If successful, Venturella says, it could help clear detention space and more effectively manage those who have been released after agreeing to appear in court. Still, the monitoring plan does allow illegals to wander in the USA after they have been caught and released by U.S. agents.
Immigration and Customs Enforcement also has formed a special fugitive unit to pursue the more than 400,000 people who have failed to appear for deportation hearings. Venturella says the agency believes it can wipe out the backlog in five years.
Meanwhile, U.S. and Brazilian authorities have reached an agreement that they expect to result in the repatriation of about 1,000 Brazilians who, like Damasceno, are being held in detention facilities. Under the agreement, about 200 Brazilians were flown to Rio de Janeiro last week.
In U.S. border towns, officials want the federal government to kill the “catch and release” policy.
In Val Verde County, Sheriff Jernigan recalls questioning a group of illegal immigrants recently. He says he immediately suspected that one of the El Salvadoran immigrants was connected to a violent gang in California, after noticing the man had the gang’s signature tattoos.

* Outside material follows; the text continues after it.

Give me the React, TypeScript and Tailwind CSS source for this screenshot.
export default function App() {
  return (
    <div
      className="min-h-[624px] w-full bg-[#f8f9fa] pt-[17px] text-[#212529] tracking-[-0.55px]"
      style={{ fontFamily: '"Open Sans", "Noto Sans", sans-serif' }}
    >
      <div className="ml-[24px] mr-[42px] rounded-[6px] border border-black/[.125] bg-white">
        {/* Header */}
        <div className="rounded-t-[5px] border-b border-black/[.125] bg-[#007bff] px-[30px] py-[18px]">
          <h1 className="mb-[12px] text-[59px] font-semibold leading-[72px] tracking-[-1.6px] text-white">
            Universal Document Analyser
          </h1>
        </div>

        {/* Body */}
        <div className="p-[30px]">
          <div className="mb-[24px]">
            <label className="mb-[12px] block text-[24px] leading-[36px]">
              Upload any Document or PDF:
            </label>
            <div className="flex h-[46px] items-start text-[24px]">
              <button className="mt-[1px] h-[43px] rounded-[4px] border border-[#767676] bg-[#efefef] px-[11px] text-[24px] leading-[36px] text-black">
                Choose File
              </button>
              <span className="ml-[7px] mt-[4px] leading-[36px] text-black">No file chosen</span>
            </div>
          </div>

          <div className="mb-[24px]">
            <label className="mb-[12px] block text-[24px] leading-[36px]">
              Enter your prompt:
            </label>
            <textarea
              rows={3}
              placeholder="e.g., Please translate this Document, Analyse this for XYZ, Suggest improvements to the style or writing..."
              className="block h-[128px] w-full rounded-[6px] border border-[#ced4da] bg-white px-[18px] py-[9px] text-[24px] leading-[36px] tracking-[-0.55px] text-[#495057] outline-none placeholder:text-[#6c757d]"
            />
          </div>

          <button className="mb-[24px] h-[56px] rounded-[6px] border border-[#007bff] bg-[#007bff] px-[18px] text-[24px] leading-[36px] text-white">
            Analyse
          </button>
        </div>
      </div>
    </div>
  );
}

Jernigan says that when he questioned the man and others, they produced notices ordering them to appear at immigration hearings.
But then Jernigan realized something else: The U.S. agents who had issued the notices did not include dates and times for the hearings. And the spaces where the illegal aliens were supposed to list U.S. addresses and telephone contacts were blank.
So if the illegals had intended to appear at a hearing, they wouldn’t have known when to go. And if authorities wanted to pursue the men later, they wouldn’t know where to start looking.
“It’s a complete farce,” Jernigan says. “It tells me that our doors are wide open for anyone to come in.”